### WHAT THE TASK REQUIRES
Below are some records: retype them all exactly, but not the pictures.

### MATERIAL
┄┄┄┄┄┄┄┄┄┄

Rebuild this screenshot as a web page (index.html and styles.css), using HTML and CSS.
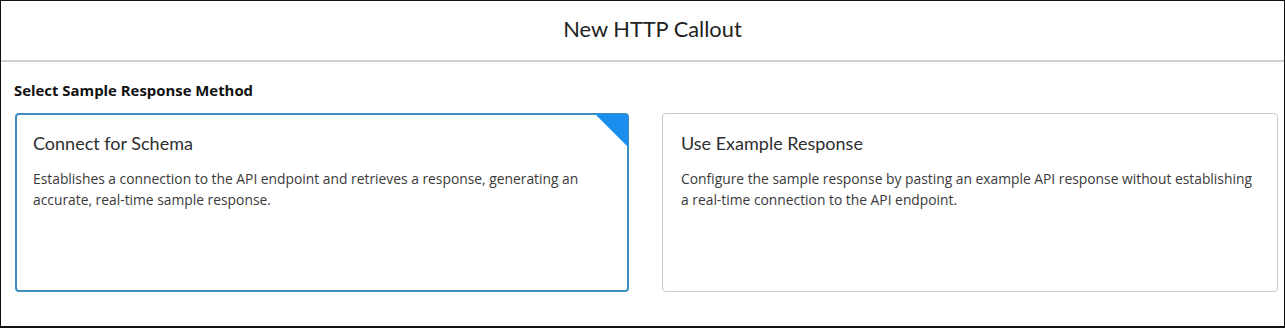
FILE: index.html
```html
<!DOCTYPE html>
<html>
<head>
<meta charset="utf-8">
<link rel="stylesheet" href="styles.css">
</head>
<body>
<div class="frame">
  <header class="modal-header">
    <h1 class="modal-title">New HTTP Callout</h1>
  </header>
  <section class="modal-body">
    <h2 class="section-label">Select Sample Response Method</h2>
    <div class="cards">
      <div class="card card-selected">
        <span class="corner"></span>
        <div class="card-title">Connect for Schema</div>
        <p class="card-desc">Establishes a connection to the API endpoint and retrieves a response, generating an accurate, real-time sample response.</p>
      </div>
      <div class="card">
        <div class="card-title">Use Example Response</div>
        <p class="card-desc">Configure the sample response by pasting an example API response without establishing a real-time connection to the API endpoint.</p>
      </div>
    </div>
  </section>
</div>
</body>
</html>
```

FILE: styles.css
```css
html, body {
  margin: 0;
  padding: 0;
  background: #ffffff;
}
body {
  font-family: "Lato", "Noto Sans", "Liberation Sans", sans-serif;
  color: #181818;
}
.frame {
  width: 1285px;
  height: 328px;
  box-sizing: border-box;
  border: 1px solid #111111;
  border-bottom-width: 2px;
  display: flex;
  flex-direction: column;
}
.modal-header {
  height: 61px;
  box-sizing: border-box;
  border-bottom: 2px solid #d0d0d0;
  display: flex;
  align-items: center;
  justify-content: center;
  padding: 0 0 4px 20px;
}
.modal-title {
  margin: 0;
  font-size: 21.8px;
  font-weight: 400;
  color: #222222;
  line-height: 28px;
}
.modal-body {
  padding: 18px 6px 0 13px;
}
.section-label {
  margin: 0 0 13px 0;
  font-family: "Open Sans", "Noto Sans", sans-serif;
  font-size: 14.9px;
  font-weight: 700;
  line-height: 20px;
  color: #111111;
}
.cards {
  display: flex;
  gap: 33px;
  padding-left: 1px;
}
.card {
  position: relative;
  flex: 1 1 0;
  height: 179px;
  box-sizing: border-box;
  border: 1px solid #c9c9c9;
  border-radius: 4px;
  padding: 17px 18px 0 18px;
}
.card-selected {
  border: 2px solid #3c8fbd;
  padding: 16px 16px 0 16px;
}
.corner {
  position: absolute;
  top: -1px;
  right: -1px;
  width: 33px;
  height: 33px;
  background: #1b8ff0;
  clip-path: polygon(0 0, 100% 0, 100% 100%);
  border-top-right-radius: 4px;
}
.card-title {
  font-size: 18px;
  line-height: 24px;
  font-weight: 400;
  color: #2e2e2e;
}
.card-desc {
  margin: 13px 0 0 0;
  font-family: "Open Sans", "Noto Sans", sans-serif;
  font-size: 13.83px;
  line-height: 21px;
  color: #3a3a3a;
}
```
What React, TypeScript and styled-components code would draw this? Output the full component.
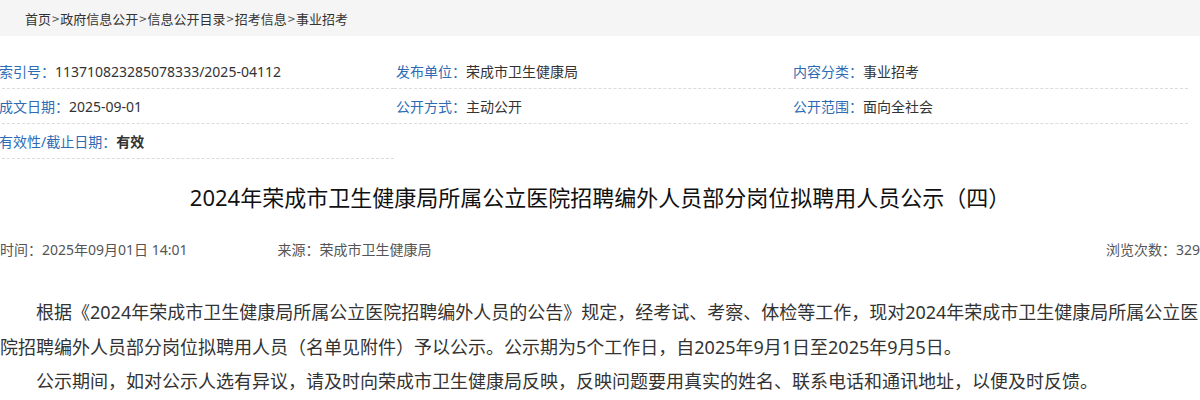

┄┄┄┄┄┄┄┄┄┄

### ANSWER TO THIS EXERCISE
Rebuild this screenshot as a web page (index.html and styles.css), using HTML and CSS.
FILE: index.html
```html
<!DOCTYPE html>
<html>
<head>
<meta charset="utf-8">
<link rel="stylesheet" href="styles.css">
</head>
<body>
<div class="frame">
  <header class="modal-header">
    <h1 class="modal-title">New HTTP Callout</h1>
  </header>
  <section class="modal-body">
    <h2 class="section-label">Select Sample Response Method</h2>
    <div class="cards">
      <div class="card card-selected">
        <span class="corner"></span>
        <div class="card-title">Connect for Schema</div>
        <p class="card-desc">Establishes a connection to the API endpoint and retrieves a response, generating an accurate, real-time sample response.</p>
      </div>
      <div class="card">
        <div class="card-title">Use Example Response</div>
        <p class="card-desc">Configure the sample response by pasting an example API response without establishing a real-time connection to the API endpoint.</p>
      </div>
    </div>
  </section>
</div>
</body>
</html>
```

FILE: styles.css
```css
html, body {
  margin: 0;
  padding: 0;
  background: #ffffff;
}
body {
  font-family: "Lato", "Noto Sans", "Liberation Sans", sans-serif;
  color: #181818;
}
.frame {
  width: 1285px;
  height: 328px;
  box-sizing: border-box;
  border: 1px solid #111111;
  border-bottom-width: 2px;
  display: flex;
  flex-direction: column;
}
.modal-header {
  height: 61px;
  box-sizing: border-box;
  border-bottom: 2px solid #d0d0d0;
  display: flex;
  align-items: center;
  justify-content: center;
  padding: 0 0 4px 20px;
}
.modal-title {
  margin: 0;
  font-size: 21.8px;
  font-weight: 400;
  color: #222222;
  line-height: 28px;
}
.modal-body {
  padding: 18px 6px 0 13px;
}
.section-label {
  margin: 0 0 13px 0;
  font-family: "Open Sans", "Noto Sans", sans-serif;
  font-size: 14.9px;
  font-weight: 700;
  line-height: 20px;
  color: #111111;
}
.cards {
  display: flex;
  gap: 33px;
  padding-left: 1px;
}
.card {
  position: relative;
  flex: 1 1 0;
  height: 179px;
  box-sizing: border-box;
  border: 1px solid #c9c9c9;
  border-radius: 4px;
  padding: 17px 18px 0 18px;
}
.card-selected {
  border: 2px solid #3c8fbd;
  padding: 16px 16px 0 16px;
}
.corner {
  position: absolute;
  top: -1px;
  right: -1px;
  width: 33px;
  height: 33px;
  background: #1b8ff0;
  clip-path: polygon(0 0, 100% 0, 100% 100%);
  border-top-right-radius: 4px;
}
.card-title {
  font-size: 18px;
  line-height: 24px;
  font-weight: 400;
  color: #2e2e2e;
}
.card-desc {
  margin: 13px 0 0 0;
  font-family: "Open Sans", "Noto Sans", sans-serif;
  font-size: 13.83px;
  line-height: 21px;
  color: #3a3a3a;
}
```
What React, TypeScript and styled-components code would draw this? Output the full component.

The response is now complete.